Contrary to popular perception, it’s the flooring that is usually the largest single design element in any space. Zara Horner finds out why, and what to expect in 2018.
Getting the ‘fifth wall’ – the flooring – right is fundamental to the success, or otherwise, of any space.
The largest single aesthetic feature of the interior design in particular, flooring choices need to be exactly the right colours, tones, and textures to co ordinate with various lighting conditions, foot fall and space usage. It is from the choice of flooring that every other design element of the space flows.
Carpet-less flooring was once held to be more hygienic and easier to maintain but with technical advances in fibre manufacture and cleaning treatments this is no longer true. Although of course bare wood still has its place, and tiles and concrete – exterior staples – are increasingly popular for interiors.
It would seem that when it comes to flooring and carpet choices in 2018, variety is the spice of life as nowadays the importance of flooring as a design element is more highly recognised and understood. Latest carpet blends combine wool with everything from silk, linen, cotton and paper.
For Kim McMurray, global marketing director at carpet manufacturer and distributor Royal Thai, carpets are: “extremely important. We believe carpet brings confidence to a room or space.”
Axminster carpets are the company’s premium global hospitality brand drawing from a library of over 10,000 hand-tufted, machine-tufted, proprietary patterns and yarn colours. Using high-quality yarn blends such as New Zealand wool and nylon the “sturdy and stylish” carpets have been designed and engineered specifically for high-traffic areas.
“Axminster’s singular weaving process creates durable carpets that offer more variety in colour and pattern than any other process,” McMurray explains.
Two buzzwords ‘vintage’ and ‘nostalgia’ informed all design last year, and that is expected to continue in 2018. Clients want carpets that are tactile and comforting, sometimes with an aged patina. Many designs are now inspired by archive collections.
“In the cyclical worlds of fashion and interior design, influencers and designers have always looked to previous generations for inspiration,” McMurray agrees.
“Given this long-standing practice of reinventing the past in fresh new ways, it’s no surprise that even while we continue to push the boundaries of design today, our encyclopaedic archive remains more relevant than ever,” McMurray adds.
The trend of geometric patterning has been making waves since 2015 and looks set to continue this year with carpet manufacturers using understated colours and going stronger on pattern to accentuate the geometry believing bold statements exude contemporary luxury.
While carpets enjoy an enduring popularity hard floor surfaces such as concrete, tiles and wood, offer a clean, modern finish to interiors, and are paticularly popular in our region because of the climates. It all depends on what the area is going to be used for, the furnishings in the space and design, as well as budget.

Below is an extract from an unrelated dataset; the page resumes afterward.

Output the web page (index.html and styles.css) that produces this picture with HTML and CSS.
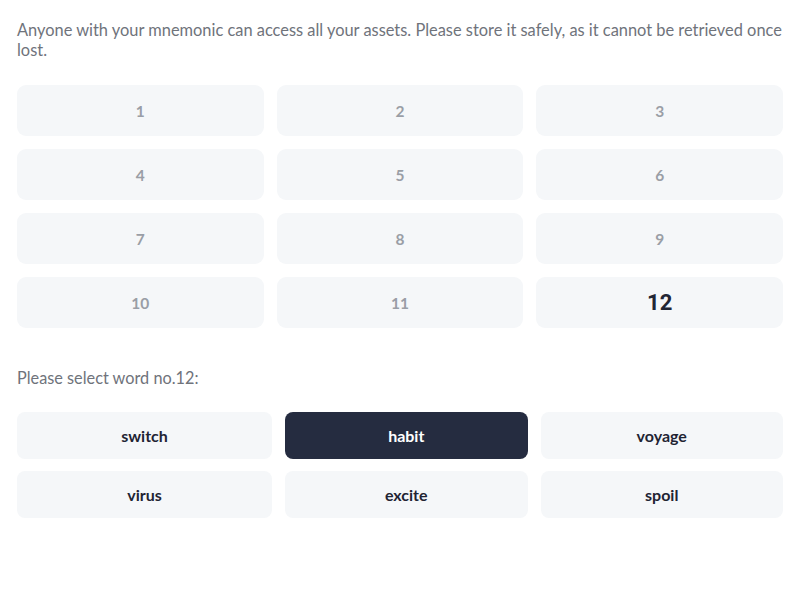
FILE: index.html
```html
<!DOCTYPE html>
<html lang="en">

<head>
  <meta charset="UTF-8">
  <meta name="viewport" content="width=device-width, initial-scale=1.0">
  <title>Verify mnemonic</title>
  <link rel="stylesheet" href="styles.css">
</head>

<body>
  <div class="page">
    <p class="tip">Anyone with your mnemonic can access all your assets. Please store it safely, as it cannot be retrieved once lost.</p>
    <ul class="slots">
      <li>1</li>
      <li>2</li>
      <li>3</li>
      <li>4</li>
      <li>5</li>
      <li>6</li>
      <li>7</li>
      <li>8</li>
      <li>9</li>
      <li>10</li>
      <li>11</li>
      <li class="current">12</li>
    </ul>
    <p class="ask">Please select word no.12:</p>
    <ul class="words">
      <li>switch</li>
      <li class="picked">habit</li>
      <li>voyage</li>
      <li>virus</li>
      <li>excite</li>
      <li>spoil</li>
    </ul>
  </div>
</body>

</html>
```

FILE: styles.css
```css
* {
  margin: 0;
  padding: 0;
  box-sizing: border-box;
}

body {
  background: #fff;
  font-family: Lato, "Open Sans", sans-serif;
}

.page {
  padding: 20px 17px 0 17px;
}

.tip {
  font-size: 16.4px;
  line-height: 20px;
  color: #6f737b;
}

.slots {
  list-style: none;
  display: grid;
  grid-template-columns: 1fr 1fr 1fr;
  gap: 13px;
  margin-top: 25px;
}

.slots li {
  height: 51px;
  display: flex;
  align-items: center;
  justify-content: center;
  background-color: #f5f7f9;
  border-radius: 9px;
  font-size: 15.5px;
  font-weight: 700;
  color: #9a9ea6;
}

.slots li.current {
  font-family: Roboto, sans-serif;
  font-size: 22px;
  color: #222634;
}

.ask {
  margin-top: 40px;
  font-size: 16.3px;
  line-height: 20px;
  color: #6f737b;
}

.words {
  list-style: none;
  display: grid;
  grid-template-columns: 255px 1fr 1fr;
  column-gap: 13px;
  row-gap: 12px;
  margin-top: 24px;
}

.words li {
  height: 47px;
  display: flex;
  align-items: center;
  justify-content: center;
  background-color: #f5f7f9;
  border-radius: 8px;
  font-size: 16px;
  font-weight: 700;
  color: #1f2433;
  cursor: pointer;
}

.words li.picked {
  background-color: #252c40;
  color: #fff;
}
```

Hard floor zones around food and drinks areas in particular make maintenance easy. But an important benefit of carpet in these spaces is acoustic. Carpeting can make the environment quieter and more relaxing, which means guests may stay and pay longer!
It is generally held that public areas such as these, with high traffic numbers, are more successful if bold, large-scale designs are used. Large spaces can accept large designs, and stronger colours show soiling less.
The most intensive traffic area in a hotel is the lobby or reception area. If carpet is used here it must be exceptionally durable and well constructed. Often hotels opt for large rugs on hard flooring and choose hand-tufted custom designed carpeting, while expensive this is a practical choice.
Manufacturers do caution clients against assuming that the heavier the pile weight or length, the better the product. The wear of a carpet is determined by fibre type, blend and yarn integrity. The ratio of pile fibre density to height needs to be considered to give the best pile regain, appearance retention and foot support/comfort.
The feel of it
Texture is all-important and new technologies allow for all sorts of innovations such as variable pile height, mixed cuts, and loop piles. Tailored geometrics which give the appearance of a patterned carpet are popular.
McMurray says texture is an aspect of carpet choice clients are keenly aware of. “We have developed Accent Textures, a portfolio of innovative techniques that can be explored to elevate unique carpet creations. With fully customisable pattern and colour capabilities, these textural finishes inspire any designer to confidently include additional accents into designs without compromising the high-performance aesthetic in hospitality interiors.”
McMurray predicts this year the practice of neutral colours, with a dash of vivid colour for impact, will continue.
“The latest example of this is in our newest collection, Rei, by Omar Khan. Rei comprises 10 individual collections, each applying the edition’s dominant theme in a series of variations around similar concepts inspired by Japanese philosophy and the natural world.
“Collections such as Ma, from the Japanese word for ‘gap’, ‘space’, or ‘pause’ contain designs whose muted tones of Navaho, moss and mist are streaked with brilliant veins of metallic colour that express an emptiness on the verge of breaking open to brighter possibilities, like a promise yet to be fulfilled.”
Obviously no one carpet is the ideal solution for all needs. While clients are paying far more attention to environmentally friendly, sustainable manufacturing techniques, some things never change and stain repellent coverings that are easy to clean, affordable and durable remain top of the list.